Examining Land Values, Rents, Crop Input Costs & Margins in 2017

by: Barry Ward, Leader, Production Business Management – OSU Extension

Low crop margins and uncertain land value and cash rental markets will continue to be important themes as we look ahead to 2017 as producers grapple with high per bushel costs relative to crop prices received. Less than ideal weather conditions in parts of Ohio in 2016 compounded financial stress on many crop farms however insurance proceeds and USDA ARC (Agricultural Risk Coverage) and PLC (Price Loss Coverage) 2015 payments delivered in October of 2016 alleviated the potential severe stress on many farms.

According to data from the Ohio Ag Statistics Service, bare cropland value decreased 0.9% in Ohio in 2016. According to this data, bare cropland averaged $5800/acre, down from $5,850/acre the previous year. The Western Ohio Cropland Values and Cash Rents Survey (AEDE) was conducted in January through March of 2016. The projected value for “average” cropland in western Ohio was $7,034 per acre. “Top” cropland in western Ohio was projected to average $8,853 per acre while “poor” cropland in western Ohio was expected to average $5,465 per acre. These values reflect projected decreases of 6.9 to 8.1%.

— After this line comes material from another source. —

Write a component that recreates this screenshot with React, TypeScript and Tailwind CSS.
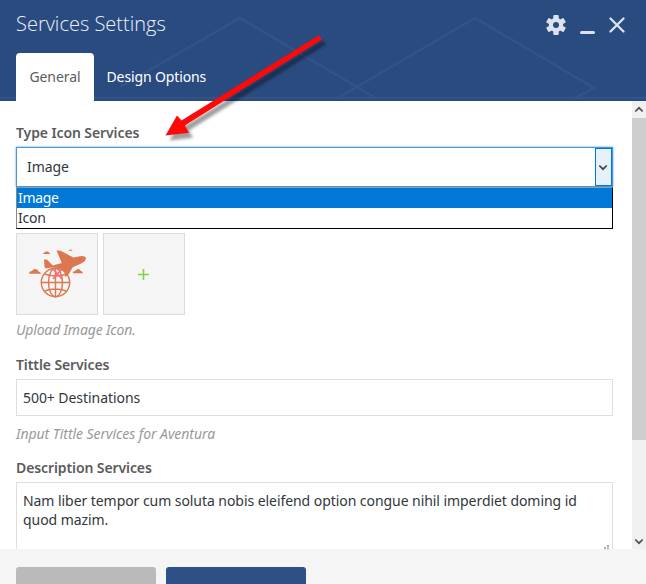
import React from "react";

function HeaderPattern() {
  return (
    <svg className="absolute inset-0" width="646" height="101" fill="none" stroke="#36578b" strokeWidth="2.5">
      <path d="M120 87 240 18 374 97M338 98 475 18 594 88 575 98M0 98H646" strokeOpacity=".7" />
    </svg>
  );
}

function Gear() {
  return (
    <svg width="20" height="20" viewBox="-10 -10 20 20">
      <g fill="#dbe2ee">
        {[0, 60, 120].map((a) => (
          <rect key={a} x="-2.7" y="-10" width="5.4" height="20" rx="1" transform={`rotate(${a})`} />
        ))}
        <circle r="7.2" />
      </g>
      <circle r="3" fill="#2a4b80" />
    </svg>
  );
}

function TravelIcon() {
  return (
    <svg width="80" height="80" viewBox="17 234 80 80">
      <g fill="#dc7850">
        <path d="M44 259.3l3.2.4 5.6 5.8 9-2.6-5.3-12.4 4.2.3 12.6 6.6 6.7-1.2q4.8-.6 6 1.6-.1 3.6-4.8 5.6l-8.5 3.8-4.5 7.8-3.2 2-.7-5.6q-3.5-4-9.8-4-4.5 0-8.7 1.2l-1.3-1.5z" />
        <path d="M29 273.8q0-2.5 3-2.8 2-3.5 5.5-1.2l1 1.6q2.4.4 2.4 2.4z" />
        <path d="M72.5 273.3q.4-2.4 3-2.5 1.8-3 4.5-1l.8 1.3q2.2.2 2.2 2.2z" />
        <path d="M43 254q.3-1.5 2-1.7 1.7-2 3.2-.2 1.6.3 1.8 1.9z" />
        <path d="M68.5 250.8q2-2.8 4.2 0z" />
      </g>
      <g fill="none" stroke="#dc7850" strokeWidth="1.4">
        <circle cx="55.5" cy="282.5" r="14.2" />
        <ellipse cx="55.5" cy="282.5" rx="7" ry="14.2" />
        <path d="M55.5 268v29M41 282.5h29M44.5 274q11 4 22 0M44.5 291q11-4 22 0" />
      </g>
      <path d="M53 269l9 10M62 269l-9 10" stroke="#ff6c79" strokeWidth="1.7" />
    </svg>
  );
}

function Chevron({ className }: { className: string }) {
  return (
    <svg className={className} width="10" height="7" viewBox="0 0 10 7" fill="none">
      <path d="M1.3 1.5 5 5.2 8.7 1.5" stroke="currentColor" strokeWidth="1.7" />
    </svg>
  );
}

function Arrow() {
  return (
    <svg className="absolute left-0 top-0 z-20 pointer-events-none" width="646" height="200">
      <defs>
        <filter id="soft" x="-10%" y="-10%" width="120%" height="130%">
          <feGaussianBlur stdDeviation="1.5" />
        </filter>
      </defs>
      <path d="M319 35.3 181.5 120.5 177 115.5 165.5 135.5 189 132.8 184.8 125.5 322 39.5Z" fill="#000" fillOpacity=".38" filter="url(#soft)" transform="translate(4 5)" />
      <path d="M319 35.3 181.5 120.5 177 115.5 165.5 135.5 189 132.8 184.8 125.5 322 39.5Z" fill="#fe0808" />
    </svg>
  );
}

export default function App() {
  return (
    <div className="relative flex h-[584px] w-[646px] flex-col overflow-hidden bg-white font-['Noto_Sans','Open_Sans',sans-serif] text-[14px] leading-[19px] tracking-[-0.06px] text-[#32373c]">
      <header className="relative flex h-[101px] shrink-0 flex-col justify-between bg-[#2a4b80]">
        <HeaderPattern />
        <div className="relative flex h-[48px] items-center justify-between pl-4 pr-[21px]">
          <h1 className="pb-0.5 font-['Open_Sans',sans-serif] text-[20px] font-light tracking-normal text-[#edf2fa]">Services Settings</h1>
          <div className="flex items-center pt-0.5">
            <Gear />
            <span className="ml-[14px] mt-[14px] h-[3px] w-[15px] rounded-sm bg-[#dbe2ee]" />
            <svg className="ml-[14px]" width="16" height="16" viewBox="0 0 16 16">
              <path d="M1.5 1.5l13 13M14.5 1.5l-13 13" stroke="#dbe2ee" strokeWidth="2.3" strokeLinecap="round" />
            </svg>
          </div>
        </div>
        <nav className="relative flex h-[48px] pl-4">
          <button className="w-[78px] rounded-t bg-white pb-0.5 text-[#5c5c5c]">General</button>
          <button className="ml-[12.5px] pb-0.5 tracking-[-0.12px] text-white">Design Options</button>
        </nav>
      </header>

      <div className="flex h-[448px] shrink-0 overflow-hidden">
        <main className="w-[632px] overflow-hidden pl-4 pr-[19px] pt-[22px]">
          <label className="block h-[19px] font-semibold tracking-[-0.1px] text-[#5b5b5b]">Type Icon Services</label>
          <div className="relative mt-[5px] h-[40px] border border-[#4c96d8] shadow-[0_0_2px_#5b9dd9]">
            <div className="flex h-full items-center justify-between pl-[10px]">
              <span className="pb-0.5">Image</span>
              <span className="flex h-[38px] w-[17px] items-center justify-center border border-[#0078d7] bg-[#e5f1fb] pr-px">
                <Chevron className="text-[#444]" />
              </span>
            </div>
            <div className="absolute -left-px top-[39px] z-10 h-[42px] w-[597px] border border-black border-l-[#888] border-t-[#999] bg-white">
              <div className="h-[20px] bg-[#0078d7] pl-px text-white tracking-[-0.3px]">Image</div>
              <div className="h-[20px] pl-px tracking-[-0.2px]">Icon</div>
            </div>
          </div>
          <div className="mt-[46px] flex gap-[5px]">
            <div className="h-[82px] w-[82px] border border-[#dcdcdc] bg-[#f5f5f5]"><TravelIcon /></div>
            <div className="flex h-[82px] w-[82px] items-center justify-center border border-[#dcdcdc] bg-[#f5f5f5] pr-px">
              <svg width="11" height="11"><path d="M5.5 0v11M0 5.5h11" stroke="#82d151" strokeWidth="1.6" /></svg>
            </div>
          </div>
          <p className="mt-[5px] h-[19px] italic tracking-[-0.18px] text-[#999]">Upload Image Icon.</p>
          <label className="mt-[16px] block h-[19px] font-semibold tracking-[-0.1px] text-[#5b5b5b]">Tittle Services</label>
          <div className="mt-[5px] flex h-[37px] items-center border border-[#dedede] pl-[6px]">500+ Destinations</div>
          <p className="mt-[8px] h-[19px] italic text-[#999]">Input Tittle Services for Aventura</p>
          <label className="mt-[15px] block h-[19px] font-semibold tracking-[-0.1px] text-[#5b5b5b]">Description Services</label>
          <div className="relative mt-[5px] h-[90px] border border-[#dedede] pl-[6px] pt-[8px]">
            <p className="whitespace-nowrap">Nam liber tempor cum soluta nobis eleifend option congue nihil imperdiet doming id<br />quod mazim.</p>
            <svg className="absolute right-[2px] top-[60px]" width="8" height="6" fill="#aaa">
              <path d="M5 2h2v2H5zM2 4h2v2H2zM5 4.5h2v1.5H5z" />
            </svg>
          </div>
        </main>
        <aside className="flex w-[14px] flex-col items-center bg-[#f0f0f0]">
          <div className="flex h-[17px] items-center"><Chevron className="rotate-180 text-[#505050]" /></div>
          <div className="h-[322px] w-full bg-[#cdcdcd]" />
          <Chevron className="mt-[98px] text-[#505050]" />
        </aside>
      </div>

      <footer className="flex flex-1 gap-[10px] bg-[#f5f5f5] pl-4 pt-[18px]">
        <div className="w-[140px] rounded-t-[3px] bg-[#bababa]" />
        <div className="w-[140px] rounded-t-[3px] bg-[#2f5087]" />
      </footer>
      <Arrow />
    </div>
  );
}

The Chicago Federal Reserve Bank October 1 survey of bankers found land values of “good” farmland were down 3% from last year with the 3rd quarter showing a 1% decrease in farmland values across the district. In this same survey however, the data revealed a year-over-year 1% increase for “good” farmland in Indiana. This is seemingly at odds with the data summarized by Purdue University.

Purdue University conducted their annual land value survey in June 2016 and found year over year decreases in farmland value that ranged from 8.2 to 8.7% depending on land productivity class. The different survey timing may explain some of the differences in survey results however the differing results lends further confusion to the direction and magnitude of farmland value change in the eastern cornbelt.

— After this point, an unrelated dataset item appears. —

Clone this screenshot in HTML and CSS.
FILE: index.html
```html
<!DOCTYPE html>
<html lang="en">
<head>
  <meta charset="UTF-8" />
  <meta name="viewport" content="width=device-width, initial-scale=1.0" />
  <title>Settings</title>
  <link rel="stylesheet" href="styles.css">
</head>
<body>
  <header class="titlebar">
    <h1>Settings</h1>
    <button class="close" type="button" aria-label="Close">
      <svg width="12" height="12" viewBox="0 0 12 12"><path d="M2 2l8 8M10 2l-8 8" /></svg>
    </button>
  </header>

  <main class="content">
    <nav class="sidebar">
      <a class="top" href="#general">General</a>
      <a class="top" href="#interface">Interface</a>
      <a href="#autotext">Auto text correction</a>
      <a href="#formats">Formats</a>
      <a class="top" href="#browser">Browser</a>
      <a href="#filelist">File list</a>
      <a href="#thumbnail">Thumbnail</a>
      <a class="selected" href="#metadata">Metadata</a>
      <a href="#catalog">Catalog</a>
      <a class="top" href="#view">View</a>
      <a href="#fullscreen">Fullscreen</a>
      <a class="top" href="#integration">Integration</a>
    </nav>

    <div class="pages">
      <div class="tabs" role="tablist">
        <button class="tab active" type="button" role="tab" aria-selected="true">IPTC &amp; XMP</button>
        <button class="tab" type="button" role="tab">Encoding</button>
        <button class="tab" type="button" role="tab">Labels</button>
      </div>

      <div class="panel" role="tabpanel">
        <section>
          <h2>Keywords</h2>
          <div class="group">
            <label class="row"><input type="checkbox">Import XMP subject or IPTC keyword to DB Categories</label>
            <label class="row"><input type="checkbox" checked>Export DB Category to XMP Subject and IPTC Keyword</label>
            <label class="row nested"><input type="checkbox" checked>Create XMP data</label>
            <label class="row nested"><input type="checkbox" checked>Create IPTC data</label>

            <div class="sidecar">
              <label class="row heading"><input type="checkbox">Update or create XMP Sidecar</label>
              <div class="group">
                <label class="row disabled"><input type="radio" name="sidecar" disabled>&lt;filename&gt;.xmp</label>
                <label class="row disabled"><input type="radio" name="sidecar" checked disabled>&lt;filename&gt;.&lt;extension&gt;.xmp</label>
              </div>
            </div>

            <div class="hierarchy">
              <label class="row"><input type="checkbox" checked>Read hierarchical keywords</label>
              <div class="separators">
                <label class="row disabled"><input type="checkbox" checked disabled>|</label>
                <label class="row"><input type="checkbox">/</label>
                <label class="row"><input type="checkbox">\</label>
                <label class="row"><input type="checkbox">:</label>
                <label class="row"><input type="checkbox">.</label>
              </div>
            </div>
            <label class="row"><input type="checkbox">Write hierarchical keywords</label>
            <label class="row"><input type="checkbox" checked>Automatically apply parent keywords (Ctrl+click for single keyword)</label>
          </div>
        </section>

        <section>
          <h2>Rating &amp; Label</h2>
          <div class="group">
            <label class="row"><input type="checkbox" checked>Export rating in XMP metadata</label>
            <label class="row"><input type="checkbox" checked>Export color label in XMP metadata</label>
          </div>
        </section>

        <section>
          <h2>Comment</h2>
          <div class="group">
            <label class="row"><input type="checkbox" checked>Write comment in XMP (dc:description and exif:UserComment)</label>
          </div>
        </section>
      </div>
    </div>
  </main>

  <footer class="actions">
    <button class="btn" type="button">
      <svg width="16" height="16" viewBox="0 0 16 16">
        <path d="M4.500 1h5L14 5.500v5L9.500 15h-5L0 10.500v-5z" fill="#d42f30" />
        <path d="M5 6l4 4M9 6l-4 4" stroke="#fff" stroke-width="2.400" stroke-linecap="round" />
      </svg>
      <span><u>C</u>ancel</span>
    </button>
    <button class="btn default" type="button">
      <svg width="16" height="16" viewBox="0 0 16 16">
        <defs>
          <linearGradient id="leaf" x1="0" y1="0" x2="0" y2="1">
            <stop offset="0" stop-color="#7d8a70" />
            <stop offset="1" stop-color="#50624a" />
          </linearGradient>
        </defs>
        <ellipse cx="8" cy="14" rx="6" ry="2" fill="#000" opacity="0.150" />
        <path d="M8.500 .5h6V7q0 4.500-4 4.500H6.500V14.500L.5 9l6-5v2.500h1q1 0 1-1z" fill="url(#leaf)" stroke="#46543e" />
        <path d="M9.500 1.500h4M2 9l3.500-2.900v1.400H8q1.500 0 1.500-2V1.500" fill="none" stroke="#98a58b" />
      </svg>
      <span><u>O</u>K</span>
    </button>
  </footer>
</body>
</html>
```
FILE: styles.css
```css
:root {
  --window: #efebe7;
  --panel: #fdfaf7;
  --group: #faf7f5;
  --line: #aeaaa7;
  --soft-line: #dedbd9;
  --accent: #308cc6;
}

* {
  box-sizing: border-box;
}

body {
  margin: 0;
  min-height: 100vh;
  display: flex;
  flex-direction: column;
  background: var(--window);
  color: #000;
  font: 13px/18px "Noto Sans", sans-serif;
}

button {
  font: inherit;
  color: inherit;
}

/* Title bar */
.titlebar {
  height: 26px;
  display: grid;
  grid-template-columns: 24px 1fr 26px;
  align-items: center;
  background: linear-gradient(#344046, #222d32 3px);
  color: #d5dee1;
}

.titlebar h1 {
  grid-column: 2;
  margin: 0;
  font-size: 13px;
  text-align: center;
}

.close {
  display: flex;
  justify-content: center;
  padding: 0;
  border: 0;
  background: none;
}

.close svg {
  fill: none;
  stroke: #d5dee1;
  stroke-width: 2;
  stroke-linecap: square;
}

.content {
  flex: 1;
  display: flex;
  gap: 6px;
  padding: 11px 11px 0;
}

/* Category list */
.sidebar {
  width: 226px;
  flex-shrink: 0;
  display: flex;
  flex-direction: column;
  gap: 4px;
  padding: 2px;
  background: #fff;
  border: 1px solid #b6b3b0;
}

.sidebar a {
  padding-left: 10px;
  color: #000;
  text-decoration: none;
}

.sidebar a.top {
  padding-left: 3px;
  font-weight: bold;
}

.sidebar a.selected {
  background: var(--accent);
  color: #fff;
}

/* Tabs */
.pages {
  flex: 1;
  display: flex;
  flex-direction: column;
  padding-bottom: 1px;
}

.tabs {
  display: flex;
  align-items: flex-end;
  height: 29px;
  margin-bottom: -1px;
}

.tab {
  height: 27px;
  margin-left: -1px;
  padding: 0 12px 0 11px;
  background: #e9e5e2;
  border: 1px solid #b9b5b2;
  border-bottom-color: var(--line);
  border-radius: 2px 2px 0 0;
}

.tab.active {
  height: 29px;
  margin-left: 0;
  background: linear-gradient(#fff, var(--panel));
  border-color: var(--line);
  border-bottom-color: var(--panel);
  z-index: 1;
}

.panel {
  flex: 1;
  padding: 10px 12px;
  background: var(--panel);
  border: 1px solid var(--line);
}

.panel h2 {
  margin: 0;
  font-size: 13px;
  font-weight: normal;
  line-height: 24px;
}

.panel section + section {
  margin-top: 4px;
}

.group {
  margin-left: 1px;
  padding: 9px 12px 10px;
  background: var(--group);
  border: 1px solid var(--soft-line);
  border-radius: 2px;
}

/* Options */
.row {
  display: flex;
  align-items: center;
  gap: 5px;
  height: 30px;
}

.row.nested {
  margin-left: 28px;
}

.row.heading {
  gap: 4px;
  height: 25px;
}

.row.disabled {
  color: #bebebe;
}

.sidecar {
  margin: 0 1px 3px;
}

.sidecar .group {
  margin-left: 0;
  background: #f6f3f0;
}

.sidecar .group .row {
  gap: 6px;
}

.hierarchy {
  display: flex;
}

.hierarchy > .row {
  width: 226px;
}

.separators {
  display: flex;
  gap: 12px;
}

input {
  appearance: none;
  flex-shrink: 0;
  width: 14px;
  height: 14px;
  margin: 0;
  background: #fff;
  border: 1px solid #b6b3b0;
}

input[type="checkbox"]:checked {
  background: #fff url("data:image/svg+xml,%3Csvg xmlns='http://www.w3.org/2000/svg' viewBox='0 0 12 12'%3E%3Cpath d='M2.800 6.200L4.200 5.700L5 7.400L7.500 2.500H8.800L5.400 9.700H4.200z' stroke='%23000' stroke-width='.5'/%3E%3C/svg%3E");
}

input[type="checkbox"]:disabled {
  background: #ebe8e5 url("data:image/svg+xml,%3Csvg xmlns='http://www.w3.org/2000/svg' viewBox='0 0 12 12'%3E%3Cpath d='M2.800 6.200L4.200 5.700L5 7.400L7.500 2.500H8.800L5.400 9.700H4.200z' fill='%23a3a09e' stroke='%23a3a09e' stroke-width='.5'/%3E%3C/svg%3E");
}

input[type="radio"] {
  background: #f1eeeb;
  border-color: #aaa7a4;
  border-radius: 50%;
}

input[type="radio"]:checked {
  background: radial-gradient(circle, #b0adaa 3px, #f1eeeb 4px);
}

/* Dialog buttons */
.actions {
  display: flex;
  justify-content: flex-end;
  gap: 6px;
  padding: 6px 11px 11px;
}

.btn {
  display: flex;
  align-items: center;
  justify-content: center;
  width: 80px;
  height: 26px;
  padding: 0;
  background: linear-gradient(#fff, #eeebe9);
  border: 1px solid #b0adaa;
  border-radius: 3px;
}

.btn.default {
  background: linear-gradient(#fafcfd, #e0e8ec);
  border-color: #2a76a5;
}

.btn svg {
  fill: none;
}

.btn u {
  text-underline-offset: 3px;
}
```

Strong equity positions (relative to pre-2006) together with continued low interest rates continue to lend positive support to land values. Low projected profit margins in 2017 will likely restrict further land value increases and possibly cause another decrease in land values. These competing fundamentals create a continued uncertain picture for land values in 2017 although continued low margins together with the potential for higher interest rates suggest lower farmland values in 2017. One wildcard is how producers choose to spend their USDA ARC or PLC payments. Will they retain this as working capital to insure against future years of low profit margins or will they stay aggressive in the farmland market?

Enterprise budget projections for Ohio’s primary row crops for 2017 indicate the potential for low margins. “Returns to variable costs” (gross revenue minus variable costs) are projected to be $188-$353 per acre for Ohio corn in 2017 depending on land production capabilities. “Returns to land” (gross revenue minus all costs except land cost) for Ohio corn remains low and ranges from -$37 to $116 per acre. Estimates for “returns to total costs” for Ohio corn in 2017 are negative for all three land classes evaluated.

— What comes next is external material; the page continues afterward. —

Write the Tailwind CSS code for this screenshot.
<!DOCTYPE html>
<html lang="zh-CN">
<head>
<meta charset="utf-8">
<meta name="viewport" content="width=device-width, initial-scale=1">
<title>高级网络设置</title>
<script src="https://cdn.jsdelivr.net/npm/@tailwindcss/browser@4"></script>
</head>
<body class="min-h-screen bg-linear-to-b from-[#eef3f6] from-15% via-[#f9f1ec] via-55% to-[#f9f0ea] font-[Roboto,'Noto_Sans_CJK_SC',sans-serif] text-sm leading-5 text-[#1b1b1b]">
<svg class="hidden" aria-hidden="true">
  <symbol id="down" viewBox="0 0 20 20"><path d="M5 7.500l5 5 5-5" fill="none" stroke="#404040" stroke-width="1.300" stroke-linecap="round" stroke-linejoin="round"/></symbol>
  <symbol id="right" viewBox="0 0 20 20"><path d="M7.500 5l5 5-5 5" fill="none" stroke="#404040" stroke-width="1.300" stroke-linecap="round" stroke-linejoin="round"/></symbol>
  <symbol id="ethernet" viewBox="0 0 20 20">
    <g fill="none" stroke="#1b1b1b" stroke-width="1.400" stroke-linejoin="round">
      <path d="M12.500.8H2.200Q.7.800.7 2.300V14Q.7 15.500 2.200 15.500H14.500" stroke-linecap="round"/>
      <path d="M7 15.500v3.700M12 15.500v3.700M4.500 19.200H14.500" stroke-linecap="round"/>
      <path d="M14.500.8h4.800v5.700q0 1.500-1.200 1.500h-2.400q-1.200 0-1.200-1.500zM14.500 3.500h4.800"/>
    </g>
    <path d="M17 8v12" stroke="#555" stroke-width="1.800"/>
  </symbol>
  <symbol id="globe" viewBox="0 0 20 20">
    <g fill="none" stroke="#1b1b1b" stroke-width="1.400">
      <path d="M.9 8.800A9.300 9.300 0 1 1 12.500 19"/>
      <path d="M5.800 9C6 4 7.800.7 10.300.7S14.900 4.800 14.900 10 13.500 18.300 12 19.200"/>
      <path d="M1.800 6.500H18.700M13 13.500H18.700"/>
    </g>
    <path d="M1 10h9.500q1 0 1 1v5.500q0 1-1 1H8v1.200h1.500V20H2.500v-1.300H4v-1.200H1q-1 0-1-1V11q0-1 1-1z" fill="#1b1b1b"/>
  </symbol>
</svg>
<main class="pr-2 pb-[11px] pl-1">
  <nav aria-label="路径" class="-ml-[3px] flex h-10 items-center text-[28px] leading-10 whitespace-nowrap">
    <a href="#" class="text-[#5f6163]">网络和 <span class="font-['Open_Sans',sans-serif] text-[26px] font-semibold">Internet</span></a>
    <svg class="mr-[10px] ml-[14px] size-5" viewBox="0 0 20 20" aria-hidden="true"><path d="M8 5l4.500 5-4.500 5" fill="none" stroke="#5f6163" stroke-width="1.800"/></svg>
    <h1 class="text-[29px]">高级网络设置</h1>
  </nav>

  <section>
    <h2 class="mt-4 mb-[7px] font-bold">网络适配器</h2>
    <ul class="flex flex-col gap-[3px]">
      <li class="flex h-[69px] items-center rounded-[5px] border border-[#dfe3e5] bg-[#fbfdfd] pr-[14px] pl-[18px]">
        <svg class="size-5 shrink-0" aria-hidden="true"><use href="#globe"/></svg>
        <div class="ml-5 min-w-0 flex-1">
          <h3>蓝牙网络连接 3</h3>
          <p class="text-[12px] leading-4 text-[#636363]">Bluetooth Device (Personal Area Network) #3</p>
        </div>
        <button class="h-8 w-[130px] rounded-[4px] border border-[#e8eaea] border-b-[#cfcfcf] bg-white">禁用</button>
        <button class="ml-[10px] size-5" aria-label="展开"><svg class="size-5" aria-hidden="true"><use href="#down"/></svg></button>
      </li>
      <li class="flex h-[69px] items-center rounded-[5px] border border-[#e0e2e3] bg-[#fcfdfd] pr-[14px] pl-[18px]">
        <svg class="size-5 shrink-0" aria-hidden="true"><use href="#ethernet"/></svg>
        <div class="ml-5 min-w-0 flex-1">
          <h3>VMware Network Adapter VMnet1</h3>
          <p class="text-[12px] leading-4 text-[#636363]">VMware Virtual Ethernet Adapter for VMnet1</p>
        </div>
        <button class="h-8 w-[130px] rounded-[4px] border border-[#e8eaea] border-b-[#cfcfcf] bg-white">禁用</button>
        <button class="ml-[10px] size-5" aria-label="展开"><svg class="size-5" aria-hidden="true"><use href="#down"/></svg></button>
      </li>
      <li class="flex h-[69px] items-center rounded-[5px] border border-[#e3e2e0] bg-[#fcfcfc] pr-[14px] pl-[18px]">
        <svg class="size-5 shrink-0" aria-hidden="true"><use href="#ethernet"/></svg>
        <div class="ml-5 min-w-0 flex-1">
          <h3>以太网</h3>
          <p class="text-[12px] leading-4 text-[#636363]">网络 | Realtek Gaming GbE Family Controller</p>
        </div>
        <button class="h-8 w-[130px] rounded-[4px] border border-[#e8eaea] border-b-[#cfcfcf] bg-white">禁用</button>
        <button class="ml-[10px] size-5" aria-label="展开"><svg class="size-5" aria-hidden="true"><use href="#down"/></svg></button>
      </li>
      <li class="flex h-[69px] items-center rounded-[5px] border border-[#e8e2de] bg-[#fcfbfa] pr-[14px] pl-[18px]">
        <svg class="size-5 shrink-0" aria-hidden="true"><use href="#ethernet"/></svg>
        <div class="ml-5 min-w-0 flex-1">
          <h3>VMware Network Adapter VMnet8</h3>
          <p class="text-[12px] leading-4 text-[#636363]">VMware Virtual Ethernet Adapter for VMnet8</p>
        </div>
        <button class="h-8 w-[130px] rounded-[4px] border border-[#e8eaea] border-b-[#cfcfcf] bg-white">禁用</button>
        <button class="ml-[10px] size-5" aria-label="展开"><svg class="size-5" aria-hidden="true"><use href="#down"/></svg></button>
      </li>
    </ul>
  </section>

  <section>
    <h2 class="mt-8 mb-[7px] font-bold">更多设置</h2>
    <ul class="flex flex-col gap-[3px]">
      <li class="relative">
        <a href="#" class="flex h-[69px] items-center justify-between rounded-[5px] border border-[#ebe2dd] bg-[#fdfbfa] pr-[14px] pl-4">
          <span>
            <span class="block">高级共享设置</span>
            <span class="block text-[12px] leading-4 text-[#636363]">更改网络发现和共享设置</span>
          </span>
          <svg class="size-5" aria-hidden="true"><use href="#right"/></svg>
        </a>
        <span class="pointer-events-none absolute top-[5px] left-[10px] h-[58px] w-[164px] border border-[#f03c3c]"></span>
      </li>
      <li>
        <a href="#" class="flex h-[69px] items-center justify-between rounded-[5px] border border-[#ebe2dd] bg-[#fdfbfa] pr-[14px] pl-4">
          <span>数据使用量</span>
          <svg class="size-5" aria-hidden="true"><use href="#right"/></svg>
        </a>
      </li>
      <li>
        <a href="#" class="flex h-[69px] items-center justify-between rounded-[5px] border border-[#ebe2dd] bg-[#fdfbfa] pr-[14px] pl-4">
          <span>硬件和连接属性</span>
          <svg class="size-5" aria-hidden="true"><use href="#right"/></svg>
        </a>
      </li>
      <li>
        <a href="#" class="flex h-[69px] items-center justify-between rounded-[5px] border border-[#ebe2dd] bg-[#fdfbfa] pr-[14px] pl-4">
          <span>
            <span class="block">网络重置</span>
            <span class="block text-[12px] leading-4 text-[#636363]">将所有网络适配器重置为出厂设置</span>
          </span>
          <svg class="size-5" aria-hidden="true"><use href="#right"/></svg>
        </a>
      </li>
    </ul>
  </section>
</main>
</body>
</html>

Budget projections for 2017 soybeans show “returns to variable costs” to be $235-414 per acre. “Returns to land” for Ohio soybeans are projected to range from $60-$230 per acre. “Returns to total costs” are projected to be negative for all three land capability classes evaluated however these figures are generally higher than corn return projections for 2017.

Wheat budget projections for 2017 show “returns to variable costs” to be between $123 and $219 per acre. Wheat return projections are generally lower than soybeans or corn at this time however straw returns and double-crop soybean returns (where optional) may significantly improve the economic viability of raising wheat in 2017.

These return calculations assume current prices of inputs and current December, November and September 2017 futures prices, respectively. These projections are based on OSU Extension Ohio Crop Enterprise Budgets available online at: http://aglaw.osu.edu/farm-management-tools

Archived budgets are available online at: http://aede.osu.edu/research/osu-farm-management/enterprise-budgets

Strong equity positions together with higher property taxes will continue to lend support to cash rental rates however low to negative projected profit margins in 2017 will continue to apply downward pressure on rents. These competing fundamentals suggest a flat to slightly lower cash rental market outlook for 2017.

Variable costs for Ohio corn for 2017 are estimated to be 1.7% to 2.8% lower compared to 2016. Variable costs for corn for 2017 are projected to be $319 to $393 per acre. Variable costs for 2017 Ohio soybeans are projected to be 2.9% to 3.4% lower and range from $182 to $196 per acre. Wheat variable expenses for 2017 are projected to range from $154 to $184 per acre, down 9.9% to 13.3% from 2016. Lower fertilizer prices will likely be the primary fundamental driver of lower variable costs in 2017.

Outlook information presented here was developed with data and/or research from OSU Extension, the Energy Information Administration, USDA, USDA ERS, USDA NASS, Purdue University, University of Illinois, Federal Reserve Bank of Chicago, DTN, futures markets and retail sector surveys. While gauged to the best of this author’s capabilities, forward looking statements contained in this document may prove to be incorrect due to changes in supply and demand and other political and economic related events.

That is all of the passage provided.